Italy's most famous and successful club Juventus have been relegated to the second division of Italian football and docked 30 points following an investigation into match-fixing.

Fellow Serie A league sides Lazio and Fiorentina were also demoted to Serie B by the sporting tribunal, the former docked seven points and the latter 12.

Juventus, known as the Old Lady of Italian football, were also stripped of their last two Serie A titles.

It was the verdict Juventus officials, players and fans had dreaded and now spells an almost certain two seasons out of the top league. AC Milan, who were also investigated, have been docked 15 points but will remain in Serie A. Juventus, Milan and Fiorentina have lost their places in the Champions League, and Lazio will not compete in the Uefa Cup.All four clubs reacted with anger after the verdicts were announced, and are now likely to appeal.

Any appeals must be made within three days but are unlikely to affect the European bans, as the FIGC must submit its list of teams for the international competitions within the next 11 days.

Among the individuals investigated, former Juventus general manager Luciano Moggi and ex-chief executive Antonio Giraudo were suspended from football for the maximum five years, with a recommendation that the Italian Football Federation (FIGC) make it a life ban.

AC Milan vice-resident Adriano Galliani was suspended for one year, while Lazio president Claudio Lotito was banned for three years; Fiorentina p resident Andrea Della Valle was banned for three years and six months.

The investigation was prompted by the leaking of telephone transcripts in May.

The records featured calls between Moggi and the FIGC, during which refereeing appointments for the 2004-05 season were discussed.

A subsequent investigation led to Juventus being charged along with the other clubs. The main charge was that their management, along with football officials and referees, tried to affect the results of games by influencing the selection of match officials.

FIGC prosecutor Stefano Palazzi also charged 26 individuals for sporting fraud and violating fairness and probity.

All four clubs had denied the accusations.

The verdicts have brought Italian football down the earth with a bump after the exultant scenes which followed the national team's World Cup triumph on Sunday night.

Italy's Justice Minister Clemente Mastella had called for leniency in light of the victory, but that was dismissed out of hand by FIGC chief investigator Francesco Borrelli.

Thirteeen members of the triumphant World Cup squad play for one of the four clubs, including Azzurri captain Fabio Cannavaro and goalkeeper Gigi Buffon of Juventus, Gennaro Gattuso of AC Milan and Luca Toni of Fiorentina.

And the vultures are already circling, with top European clubs set to pick off the guilty clubs' best players.

To rub salt in the wound for Juventus, it is their recently departed manager Fabio Capello who wants to take Cannavaro and the club's Brazilian midfielder Emerson to his new employer Real Madrid.

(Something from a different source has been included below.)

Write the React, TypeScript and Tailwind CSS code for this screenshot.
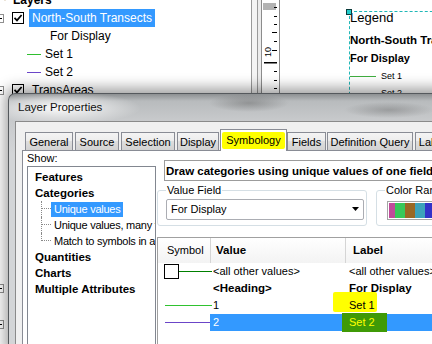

The wider financial impact on the clubs will compound the punishment. Loss of TV revenue and sponsorship agreements could cost millions, while Juventus have seen their shares plummet dramatically since the scandal came to light.

The verdicts cap the most dramatic week in Italian footballing history, a week which began with the ultimate sporting triumph and finished in unseemly shame and scandal.

Where Italian football has triumphed once already in claiming the famous World Cup against such an unsavoury backdrop, now it must do so again by restoring its shattered credibility.